**REQUIRED WORK**
Pick out the lines below with "index" and list them.

**DATA EXCERPT**
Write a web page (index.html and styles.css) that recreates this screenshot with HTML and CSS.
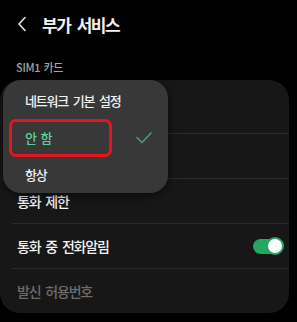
FILE: index.html
```html
<!DOCTYPE html>
<html>
<head>
    <title>부가 서비스</title>
    <link rel="stylesheet" href="styles.css">
</head>
<body>

    <div class="header">
        <svg class="back" width="10" height="16" viewBox="0 0 10 16">
            <path d="M8 1.5 L2 8 L8 14.5" fill="none" stroke="#e8e8e8" stroke-width="1.6" stroke-linecap="round" stroke-linejoin="round"/>
        </svg>
        <span class="title">부가 서비스</span>
    </div>

    <div class="section-label">SIM1 카드</div>

    <div class="content">
        <div class="card">
            <div class="row"></div>
            <div class="row"></div>
            <div class="row">통화 제한</div>
            <div class="row">
                <span>통화 중 전화알림</span>
                <label class="switch">
                    <input type="checkbox" checked>
                    <span class="slider"></span>
                </label>
            </div>
            <div class="row disabled">발신 허용번호</div>
        </div>

        <div class="popup">
            <div class="popup-item">네트워크 기본 설정</div>
            <div class="popup-item selected">
                <span>안 함</span>
                <svg width="16" height="12" viewBox="0 0 16 12">
                    <path d="M1 5.5 L6 10.5 L15 1" fill="none" stroke="#4b9c7a" stroke-width="1.6" stroke-linecap="round" stroke-linejoin="round"/>
                </svg>
            </div>
            <div class="popup-item">항상</div>
        </div>

        <div class="highlight"></div>
    </div>

</body>
</html>
```

FILE: styles.css
```css
body {
    margin: 0;
    padding: 0;
    background-color: #000;
    color: #f2f2f2;
    font-family: "Noto Sans CJK KR", "Noto Sans", sans-serif;
    width: 297px;
    height: 322px;
    overflow: hidden;
}

.header {
    height: 48px;
    display: flex;
    align-items: center;
    padding-left: 17px;
}

.back {
    margin-right: 15px;
}

.title {
    font-size: 17px;
    font-weight: 700;
    letter-spacing: -1.5px;
    word-spacing: 4px;
}

.section-label {
    padding: 13px 0 0 16px;
    height: 19px;
    font-size: 11px;
    line-height: 13px;
    font-weight: 500;
    color: #a3a3a3;
    letter-spacing: -0.3px;
    word-spacing: 1px;
}

.content {
    position: relative;
}

.card {
    background-color: #171717;
    border-radius: 20px;
    margin-right: 8px;
    padding-top: 9px;
}

.row {
    height: 44px;
    margin-left: 12px;
    padding-left: 5px;
    padding-right: 6px;
    border-bottom: 1px solid #2b2b2b;
    display: flex;
    align-items: center;
    justify-content: space-between;
    font-size: 14px;
    font-weight: 500;
    letter-spacing: -1.2px;
    word-spacing: 3px;
}

.row:last-child {
    border-bottom: none;
}

.row.disabled {
    color: #6c6c6c;
}

.switch {
    position: relative;
    display: inline-block;
    width: 30px;
    height: 15px;
}

.switch input {
    opacity: 0;
    width: 0;
    height: 0;
}

.slider {
    position: absolute;
    top: 0;
    left: 0;
    right: 0;
    bottom: 0;
    background-color: #555;
    border-radius: 8px;
}

.slider:before {
    position: absolute;
    content: "";
    width: 14px;
    height: 14px;
    left: -1px;
    top: -1.5px;
    background-color: #fff;
    border: 2px solid #22a862;
    border-radius: 50%;
}

input:checked + .slider {
    background-color: #22a862;
}

input:checked + .slider:before {
    transform: translateX(14px);
}

.popup {
    position: absolute;
    top: 0;
    left: 3px;
    width: 165px;
    padding-top: 2px;
    height: 111px;
    background-color: #383838;
    border-radius: 18px;
    box-shadow: 0 2px 10px rgba(0, 0, 0, 0.6);
}

.popup-item {
    height: 37px;
    padding: 0 16px 0 22px;
    display: flex;
    align-items: center;
    justify-content: space-between;
    font-size: 13px;
    font-weight: 500;
    letter-spacing: -1.2px;
    word-spacing: 3px;
}

.popup-item.selected {
    color: #5fd09a;
}

.highlight {
    position: absolute;
    top: 39px;
    left: 9px;
    width: 97px;
    height: 32px;
    border: 3px solid #e5141d;
    border-radius: 7px;
}
```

**RESPONSE**
Write a web page (index.html and styles.css) that recreates this screenshot with HTML and CSS.
FILE: index.html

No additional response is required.